WRITTEN INSTRUCTION:
Find every line with the word "styles". Copy those lines.
* Begin DATASET SECTION *
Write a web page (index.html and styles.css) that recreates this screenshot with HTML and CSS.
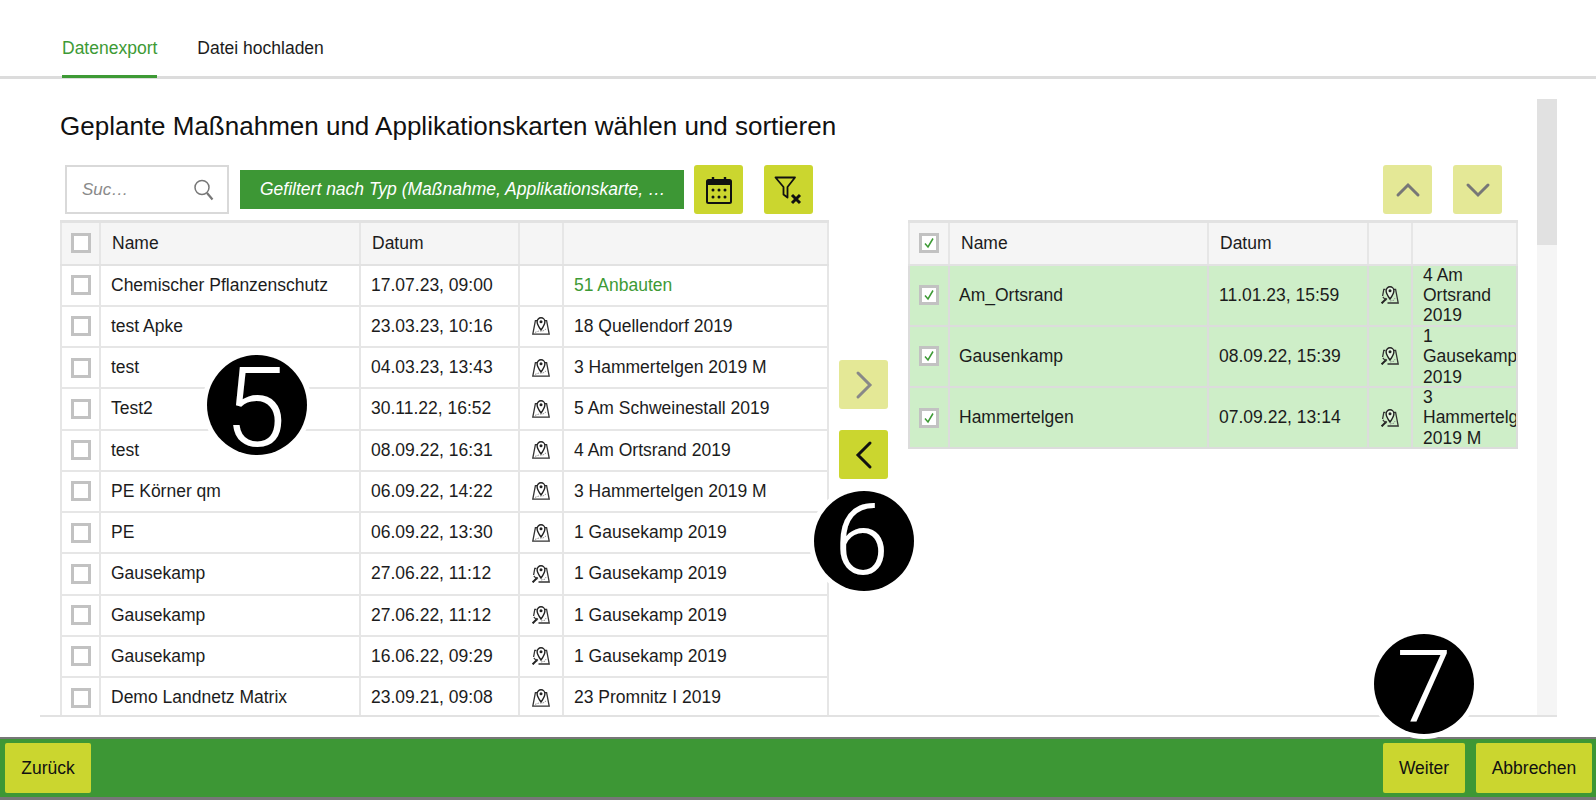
FILE: index.html
```html
<!DOCTYPE html>
<html lang="de">
<head>
<meta charset="utf-8">
<title>Datenexport</title>
<link rel="stylesheet" href="styles.css">
</head>
<body>
<svg class="defs" width="0" height="0" aria-hidden="true">
  <symbol id="map" viewBox="0 0 18 18">
    <path d="M5.4 3.6H3.4L.8 17.2H17.2L14.6 3.6H13" fill="none" stroke="#333" stroke-width="1.3"/>
    <path d="M9 .8A3.9 3.9 0 0 0 5.1 4.7C5.1 7.6 9 13 9 13s3.9-5.4 3.9-8.3A3.9 3.9 0 0 0 9 .8z" fill="#fff" fill-opacity=".5" stroke="#222" stroke-width="1.4"/>
    <circle cx="9" cy="4.7" r="1.5" fill="#222"/>
    <path d="M3 15.4l4-1.4h4l3-2" fill="none" stroke="#888" stroke-width=".9" stroke-dasharray="1.6 1"/>
  </symbol>
  <symbol id="mapx" viewBox="0 0 18 18">
    <path d="M4.4 3.4H2.8L1.6 10M13 3.4h1.6L17.2 17H6.5" fill="none" stroke="#333" stroke-width="1.3"/>
    <path d="M9 .8A3.9 3.9 0 0 0 5.1 4.7C5.1 7.6 9 13 9 13s3.9-5.4 3.9-8.3A3.9 3.9 0 0 0 9 .8z" fill="#fff" fill-opacity=".5" stroke="#222" stroke-width="1.4"/>
    <circle cx="9" cy="4.7" r="1.5" fill="#222"/>
    <path d="M.6 17.4l5-5" stroke="#222" stroke-width="2"/>
    <path d="M1.8 11l3.4 3.4" stroke="#333" stroke-width="1.1"/>
    <path d="M9 15l4-.8 1-2.2" fill="none" stroke="#888" stroke-width=".9" stroke-dasharray="1.6 1"/>
  </symbol>
  <symbol id="tick" viewBox="0 0 14 14">
    <path d="M3 7.5l3 3.5L11 2.5" fill="none" stroke="#3d9a35" stroke-width="1.5"/>
  </symbol>
</svg>

<div class="app">
  <nav class="tabs">
    <a class="tab tab-active">Datenexport</a>
    <a class="tab">Datei hochladen</a>
  </nav>

  <main class="main">
    <div class="inner">
      <div class="scroll">
        <h1 class="title">Geplante Maßnahmen und Applikationskarten wählen und sortieren</h1>
        <div class="panels">
          <section class="panel panel-left">
            <div class="toolbar">
              <div class="search">
                <input class="search-input" type="text" placeholder="Suc…">
                <svg class="search-icon" viewBox="0 0 22 24" width="22" height="24">
                  <circle cx="9" cy="9.5" r="7" fill="none" stroke="#777" stroke-width="1.5"/>
                  <path d="M14 15l5.5 6.5" stroke="#777" stroke-width="2.2" fill="none"/>
                </svg>
              </div>
              <div class="chip">Gefiltert nach Typ (Maßnahme, Applikationskarte, …</div>
              <button class="btn-icon">
                <svg viewBox="0 0 28 30" width="28" height="30">
                  <rect x="2" y="5" width="24" height="23" rx="1.5" fill="none" stroke="#111" stroke-width="2"/>
                  <rect x="2" y="5" width="24" height="5" fill="#111"/>
                  <path d="M8 2v5M20 2v5" stroke="#111" stroke-width="2.4"/>
                  <g fill="#111">
                    <circle cx="8" cy="15" r="1.5"/><circle cx="14" cy="15" r="1.5"/><circle cx="20" cy="15" r="1.5"/>
                    <circle cx="8" cy="22" r="1.5"/><circle cx="14" cy="22" r="1.5"/><circle cx="20" cy="22" r="1.5"/>
                  </g>
                </svg>
              </button>
              <button class="btn-icon btn-filter">
                <svg viewBox="0 0 30 30" width="30" height="30">
                  <path d="M1.5 2.5H21L13.5 12V22.5L9.5 19.5V12z" fill="none" stroke="#111" stroke-width="1.8" stroke-linejoin="round"/>
                  <path d="M18 20l8 8M26 20l-8 8" stroke="#111" stroke-width="3"/>
                </svg>
              </button>
            </div>
            <table class="grid">
              <colgroup><col class="c-check"><col class="c-name"><col class="c-date"><col class="c-icon"><col></colgroup>
              <thead>
                <tr><th><span class="box"></span></th><th>Name</th><th>Datum</th><th></th><th></th></tr>
              </thead>
              <tbody>
                <tr><td><span class="box"></span></td><td>Chemischer Pflanzenschutz</td><td>17.07.23, 09:00</td><td></td><td class="link">51 Anbauten</td></tr>
                <tr><td><span class="box"></span></td><td>test Apke</td><td>23.03.23, 10:16</td><td class="ic"><svg class="mi"><use href="#map"/></svg></td><td>18 Quellendorf 2019</td></tr>
                <tr><td><span class="box"></span></td><td>test</td><td>04.03.23, 13:43</td><td class="ic"><svg class="mi"><use href="#map"/></svg></td><td>3 Hammertelgen 2019 M</td></tr>
                <tr><td><span class="box"></span></td><td>Test2</td><td>30.11.22, 16:52</td><td class="ic"><svg class="mi"><use href="#map"/></svg></td><td>5 Am Schweinestall 2019</td></tr>
                <tr><td><span class="box"></span></td><td>test</td><td>08.09.22, 16:31</td><td class="ic"><svg class="mi"><use href="#map"/></svg></td><td>4 Am Ortsrand 2019</td></tr>
                <tr><td><span class="box"></span></td><td>PE Körner qm</td><td>06.09.22, 14:22</td><td class="ic"><svg class="mi"><use href="#map"/></svg></td><td>3 Hammertelgen 2019 M</td></tr>
                <tr><td><span class="box"></span></td><td>PE</td><td>06.09.22, 13:30</td><td class="ic"><svg class="mi"><use href="#map"/></svg></td><td>1 Gausekamp 2019</td></tr>
                <tr><td><span class="box"></span></td><td>Gausekamp</td><td>27.06.22, 11:12</td><td class="ic"><svg class="mi"><use href="#mapx"/></svg></td><td>1 Gausekamp 2019</td></tr>
                <tr><td><span class="box"></span></td><td>Gausekamp</td><td>27.06.22, 11:12</td><td class="ic"><svg class="mi"><use href="#mapx"/></svg></td><td>1 Gausekamp 2019</td></tr>
                <tr><td><span class="box"></span></td><td>Gausekamp</td><td>16.06.22, 09:29</td><td class="ic"><svg class="mi"><use href="#mapx"/></svg></td><td>1 Gausekamp 2019</td></tr>
                <tr><td><span class="box"></span></td><td>Demo Landnetz Matrix</td><td>23.09.21, 09:08</td><td class="ic"><svg class="mi"><use href="#map"/></svg></td><td>23 Promnitz I 2019</td></tr>
              </tbody>
            </table>
          </section>

          <div class="transfer">
            <button class="btn-icon btn-off">
              <svg viewBox="0 0 20 30" width="20" height="30"><path d="M4 3l12 12L4 27" fill="none" stroke="#888" stroke-width="3" stroke-linecap="round"/></svg>
            </button>
            <button class="btn-icon">
              <svg viewBox="0 0 20 30" width="20" height="30"><path d="M16 3L4 15l12 12" fill="none" stroke="#111" stroke-width="3" stroke-linecap="round"/></svg>
            </button>
          </div>

          <section class="panel panel-right">
            <div class="toolbar toolbar-right">
              <button class="btn-icon btn-off">
                <svg viewBox="0 0 30 20" width="30" height="20"><path d="M5 15L15 5l10 10" fill="none" stroke="#777" stroke-width="3" stroke-linecap="round"/></svg>
              </button>
              <button class="btn-icon btn-off">
                <svg viewBox="0 0 30 20" width="30" height="20"><path d="M5 5l10 10L25 5" fill="none" stroke="#777" stroke-width="3" stroke-linecap="round"/></svg>
              </button>
            </div>
            <table class="grid grid-selected">
              <colgroup><col class="c-check"><col class="c-name"><col class="c-date"><col class="c-icon"><col></colgroup>
              <thead>
                <tr><th><span class="box"><svg class="tick"><use href="#tick"/></svg></span></th><th>Name</th><th>Datum</th><th></th><th></th></tr>
              </thead>
              <tbody>
                <tr><td><span class="box"><svg class="tick"><use href="#tick"/></svg></span></td><td>Am_Ortsrand</td><td>11.01.23, 15:59</td><td class="ic"><svg class="mi"><use href="#mapx"/></svg></td><td><div class="wrap">4 Am Ortsrand 2019</div></td></tr>
                <tr><td><span class="box"><svg class="tick"><use href="#tick"/></svg></span></td><td>Gausenkamp</td><td>08.09.22, 15:39</td><td class="ic"><svg class="mi"><use href="#mapx"/></svg></td><td><div class="wrap">1 Gausekamp 2019</div></td></tr>
                <tr><td><span class="box"><svg class="tick"><use href="#tick"/></svg></span></td><td>Hammertelgen</td><td>07.09.22, 13:14</td><td class="ic"><svg class="mi"><use href="#mapx"/></svg></td><td><div class="wrap">3 Hammertelgen 2019 M</div></td></tr>
              </tbody>
            </table>
          </section>
        </div>
      </div>
      <div class="track"><div class="thumb"></div></div>
    </div>
  </main>

  <footer class="footer">
    <button class="btn-text">Zurück</button>
    <div class="footer-right">
      <button class="btn-text btn-next">Weiter</button>
      <button class="btn-text btn-cancel">Abbrechen</button>
    </div>
  </footer>
</div>

<div class="badge badge-5">5</div>
<div class="badge badge-6">6</div>
<div class="badge badge-7">7</div>
</body>
</html>
```
FILE: styles.css
```css
* { box-sizing: border-box; }
html, body { margin: 0; padding: 0; height: 800px; overflow: hidden; background: #fff; }
body { font-family: "Liberation Sans", Arial, sans-serif; color: #1c1c1c; font-size: 17.5px; position: relative; }
.defs { position: absolute; }

.app { height: 800px; display: flex; flex-direction: column; }

.tabs { height: 79px; flex: none; display: flex; gap: 40px; padding-left: 62px; border-bottom: 3px solid #dcdcdc; }
.tab { height: 78px; line-height: 96px; font-size: 17.5px; color: #1c1c1c; }
.tab-active { color: #3d9a35; border-bottom: 3px solid #3d9a35; }

.main { flex: 1; min-height: 0; padding: 0 39px 20px 40px; display: flex; }
.inner { flex: 1; min-width: 0; display: flex; border-bottom: 2px solid #e2e2e2; }
.scroll { flex: 1; min-width: 0; overflow: hidden; padding: 19px 0 0 20px; }
.track { width: 20px; flex: none; margin-top: 20px; background: #f5f5f5; }
.thumb { height: 146px; background: #e1e1e1; }

.title { margin: 0; height: 67px; line-height: 56px; font-size: 26px; font-weight: 400; color: #111; white-space: nowrap; }

.panels { display: flex; align-items: flex-start; }
.panel-left { width: 769px; flex: none; }
.panel-right { width: 610px; flex: none; }

.toolbar { height: 49px; margin-bottom: 6px; display: flex; align-items: center; padding-left: 5px; }
.toolbar-right { justify-content: flex-end; gap: 21px; padding: 0 16px 0 0; }

.search { width: 164px; height: 49px; border: 2px solid #d9d9d9; display: flex; align-items: center; padding: 0 12px 0 15px; }
.search-input { width: 100%; min-width: 0; border: 0; outline: 0; padding: 0; background: transparent; font: italic 17px "Liberation Sans", Arial, sans-serif; }
.search-input::placeholder { color: #8a8a8a; opacity: 1; }
.search-icon { flex: none; }

.chip { width: 444px; height: 39px; margin: 0 10px 0 11px; padding-left: 20px; line-height: 38px; background: #3d9735; color: #fff; font-style: italic; font-size: 17.5px; white-space: nowrap; overflow: hidden; }

.btn-icon { width: 49px; height: 49px; flex: none; border: 0; padding: 0; border-radius: 3px; background: #cbd62f; display: flex; align-items: center; justify-content: center; }
.btn-filter { margin-left: 21px; }
.btn-off { background: #e4e896; }

.transfer { width: 49px; flex: none; margin: 195px 20px 0 10px; display: flex; flex-direction: column; gap: 21px; }

.grid { width: 100%; table-layout: fixed; border-collapse: collapse; border: 2px solid #e2e2e2; border-top-width: 3px; border-bottom: 0; }
.c-check { width: 39px; }
.c-name { width: 260px; }
.c-date { width: 159px; }
.c-icon { width: 44px; }
.grid-selected .c-check { width: 40px; }
.grid-selected .c-name { width: 259px; }
.grid-selected .c-date { width: 160px; }
.grid th, .grid td { border: 2px solid #e6e6e6; padding: 0 10px; text-align: left; font-weight: 400; overflow: hidden; white-space: nowrap; }
.grid th { padding-left: 11px; }
.grid th:first-child, .grid td:first-child { padding: 0 0 0 9px; }
.grid thead th { height: 43px; background: #f5f5f5; border-bottom-color: #e2e2e2; }
.grid tbody td { height: 41.25px; }
.box { display: block; width: 20px; height: 20px; border: 3px solid #c2c2c2; background: #fff; position: relative; }
.tick { display: block; width: 14px; height: 14px; }
.link { color: #3d9a35; }
.grid td.ic { padding: 0; text-align: center; }
.mi { display: block; width: 18px; height: 18px; margin: 0 auto; }

.grid-selected tbody td { height: 61px; background: #ceeec8; border-color: #dcdcdc; line-height: 20.4px; }
.grid-selected tbody td:last-child { white-space: normal; }
.grid-selected tbody td:nth-child(2) { padding-left: 9px; }
.grid-selected { border-bottom: 2px solid #e2e2e2; }
.wrap { margin: -1px 0; }

.footer { height: 63px; flex: none; background: #3d9735; border-top: 2px solid #777; border-bottom: 3px solid #777; display: flex; justify-content: space-between; align-items: center; padding: 0 4px 0 5px; }
.footer-right { display: flex; gap: 11px; }
.btn-text { width: 86px; height: 50px; border: 0; border-radius: 2px; background: #cbd62f; color: #111; font: 17.5px "Liberation Sans", Arial, sans-serif; padding: 0; }
.btn-next { width: 82px; }
.btn-cancel { width: 116px; }

.badge { position: absolute; width: 100px; height: 100px; border-radius: 50%; background: #000; color: #fff; box-shadow: 0 0 0 5px #fff; font-family: Roboto, sans-serif; font-weight: 350; text-align: center; }
.badge-5 { left: 207px; top: 355px; padding-right: 4px; font-size: 112px; line-height: 106px; }
.badge-6 { left: 814px; top: 491px; padding-right: 5px; font-size: 99px; line-height: 98px; }
.badge-7 { left: 1374px; top: 634px; font-size: 100px; line-height: 106px; }
```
* End DATASET SECTION *
CORRECT RESULT:
Write a web page (index.html and styles.css) that recreates this screenshot with HTML and CSS.
<link rel="stylesheet" href="styles.css">
FILE: styles.css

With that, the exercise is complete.